I recently moved to Silicon Valley and I am looking to meet some new people in the area. Having followed Hacker News for some time, I thought this might be a good place to find some like-minded individuals (e.g., entrepreneurs, developers, etc). If you are interested in an informal gathering, to network and share ideas with fellow HNers, somewhere on the Peninsula (e.g., Palo Alto) or in the south Bay (e.g., San Jose), please let me know. If there is sufficient interest, I will coordinate a day/time and location (so if you express interest, please make sure to check the comment thread). Thanks everyone!
======
skmurphy
We do four Bootstrappers Breakfasts a month ( see
<http://www.bootstrapperbreakfast.com> ) in Palo Alto, Mountain View,
Sunnyvale and Milpitas you are welcome to check out for the price of your
breakfast. This Friday's in Palo Alto is full (Eric Ries is a guest speaker)
but the others all have seats left.
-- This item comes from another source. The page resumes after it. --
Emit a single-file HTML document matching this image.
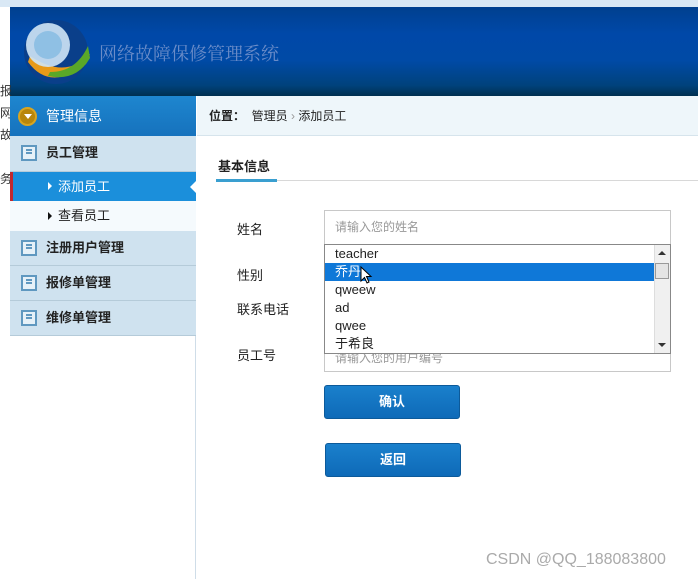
<!DOCTYPE html>
<html><head><meta charset="utf-8"><style>
*{margin:0;padding:0;box-sizing:border-box}
body{width:698px;height:579px;overflow:hidden;background:#fff;font-family:"Liberation Sans","Noto Sans CJK SC",sans-serif;position:relative;font-size:13px;color:#222}
.a{position:absolute}
.banner{left:10px;top:7px;width:688px;height:89px;background:linear-gradient(#00408f 0%,#0048a8 30%,#004aa6 60%,#00427c 88%,#003050 100%)}
.side{left:10px;top:96px;width:186px;height:483px;background:#fff;border-right:1px solid #cfdde8}
.item{position:absolute;left:10px;width:186px;background:#cfe2ef;border-bottom:1px solid #b5cbd9;font-weight:bold;font-size:13px;line-height:34px;padding-left:36px}
.ico{position:absolute;left:11px;top:9px;width:16px;height:16px;border:2px solid #5f98c0;background:#e6f1f8}
.ico:before{content:"";position:absolute;left:3px;top:2px;width:6px;height:8px;border-top:2px solid #5f98c0;border-bottom:2px solid #5f98c0}
.ico:after{content:"";position:absolute;left:3px;top:5px;width:6px;height:2px;background:#5f98c0}
.lbl{position:absolute;left:237px;font-size:13px}
.btn{position:absolute;width:136px;height:34px;background:linear-gradient(#1a80cc,#0e6ab8);border:1px solid #0c5a9a;border-radius:3px;color:#fff;font-weight:bold;text-align:center;line-height:32px;font-size:13px}
.opt{height:18px;line-height:18px;padding-left:10px;font-size:13px}
</style></head><body>
<div class="a" style="left:0;top:0;width:698px;height:7px;background:#d9e8f5"></div>
<div class="a banner"></div>
<svg class="a" style="left:20px;top:16px" width="76" height="72" viewBox="0 0 76 72">
<circle cx="36" cy="36" r="32" fill="#0a3f8a"/>
<path d="M8 46 Q30 76 66 48 L70 38 Q46 64 10 40Z" fill="#e89a18"/>
<path d="M30 56 Q56 56 68 30 L70 42 Q56 66 28 60Z" fill="#5aa828"/>
<circle cx="28" cy="29" r="22" fill="#cfe6f6" opacity=".9"/>
<circle cx="28" cy="29" r="14" fill="#8fc0e4"/>
</svg>
<div class="a" style="left:99px;top:40px;color:#6a8cc8;font-size:18px;font-family:'Noto Serif CJK SC',serif">网络故障保修管理系统</div>
<div class="a" style="left:0;top:80px;font-size:12px;color:#333;line-height:22px">报<br>网<br>故<br><br>务</div>
<div class="a side"></div>
<div class="a" style="left:10px;top:96px;width:186px;height:40px;background:linear-gradient(#1e86cf,#1672bd);color:#fff;font-size:14px;line-height:40px;padding-left:36px">管理信息</div>
<div class="a" style="left:18px;top:107px;width:19px;height:19px;border-radius:50%;background:#b8860b;border:2px solid #d9a520"></div>
<div class="a" style="left:24px;top:114px;border-left:4px solid transparent;border-right:4px solid transparent;border-top:5px solid #fff"></div>
<div class="item" style="top:136px;height:36px"><span class="ico"></span>员工管理</div>
<div class="a" style="left:10px;top:172px;width:186px;height:29px;background:#1b8fdb;color:#fff;line-height:29px;padding-left:45px;font-size:13px;border-left:3px solid #c0282e">添加员工</div>
<div class="a" style="left:48px;top:182px;border-top:4px solid transparent;border-bottom:4px solid transparent;border-left:4px solid #fff"></div>
<div class="a" style="left:190px;top:180px;border-top:7px solid transparent;border-bottom:7px solid transparent;border-right:7px solid #fff"></div>
<div class="a" style="left:10px;top:201px;width:186px;height:30px;background:#f5fafd;line-height:30px;padding-left:48px">查看员工</div>
<div class="a" style="left:48px;top:212px;border-top:4px solid transparent;border-bottom:4px solid transparent;border-left:4px solid #111"></div>
<div class="item" style="top:231px;height:35px"><span class="ico"></span>注册用户管理</div>
<div class="item" style="top:266px;height:35px"><span class="ico"></span>报修单管理</div>
<div class="item" style="top:301px;height:35px"><span class="ico"></span>维修单管理</div>
<div class="a" style="left:197px;top:96px;width:501px;height:40px;background:#eef6fa;border-bottom:1px solid #d6e4ec;line-height:40px;padding-left:12px;font-size:12px"><b>位置：</b>&nbsp; 管理员 <span style="color:#999">›</span> 添加员工</div>
<div class="a" style="left:218px;top:156px;font-weight:bold;font-size:13px">基本信息</div>
<div class="a" style="left:216px;top:180px;width:482px;height:1px;background:#d8d8d8"></div>
<div class="a" style="left:216px;top:179px;width:61px;height:3px;background:#3a9fd0"></div>
<div class="lbl" style="top:219px">姓名</div>
<div class="lbl" style="top:265px">性别</div>
<div class="lbl" style="top:299px">联系电话</div>
<div class="lbl" style="top:345px">员工号</div>
<div class="a" style="left:324px;top:210px;width:347px;height:35px;border:1px solid #c8c8c8;line-height:33px;padding-left:10px;color:#999;font-size:12px">请输入您的姓名</div>
<div class="a" style="left:324px;top:352px;width:347px;height:20px;border:1px solid #c8c8c8;line-height:10px;padding-left:10px;color:#999;font-size:12px;overflow:hidden">请输入您的用户编号</div>
<div class="a" style="left:324px;top:244px;width:347px;height:110px;border:1px solid #888;background:#fff">
<div style="margin-right:16px">
<div class="opt">teacher</div>
<div class="opt" style="background:#0f78d8;color:#fff">乔丹</div>
<div class="opt">qweew</div>
<div class="opt">ad</div>
<div class="opt">qwee</div>
<div class="opt">于希良</div>
</div>
<div style="position:absolute;right:0;top:0;width:16px;height:108px;background:#f0f0f0;border-left:1px solid #ddd"></div>
<div style="position:absolute;right:1px;top:18px;width:14px;height:16px;background:#e4e4e4;border:1px solid #999"></div>
<div style="position:absolute;right:4px;top:6px;border-left:4px solid transparent;border-right:4px solid transparent;border-bottom:4px solid #333"></div>
<div style="position:absolute;right:4px;bottom:6px;border-left:4px solid transparent;border-right:4px solid transparent;border-top:4px solid #333"></div>
</div>
<svg class="a" style="left:360px;top:266px" width="14" height="20"><path d="M1 1 L1 15 L4.5 11.5 L7 17 L9 16 L6.5 10.5 L11 10.5Z" fill="#fff" stroke="#000" stroke-width="1"/></svg>
<div class="btn" style="left:324px;top:385px">确认</div>
<div class="btn" style="left:325px;top:443px">返回</div>
<div class="a" style="left:486px;top:551px;color:#aaa;font-size:16px">CSDN @QQ_188083800</div>
</body></html>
We've been doing them for several years
and have had a number of HN folks show up even though most start at 7:30am
(Mountain View starts at 9am).

Jonathan Nelson ( <http://news.ycombinator.com/user?id=iamelgringo> ) also
puts on a <http://www.hackersandfounders.com> event every few weeks that's
good and get HN folks.

------
ktharavaad
Considering how anti-social most hacker-types are, maybe its better if you
make it a session with a "purpose" instead, such as perhaps a gathering where
each person gets to show everyone something you are working on.. (etc).
Otherwise, gathering just for the sake of gathering doesn't sound appealing
enough.

But if the event does go down, I'd be willing to show up.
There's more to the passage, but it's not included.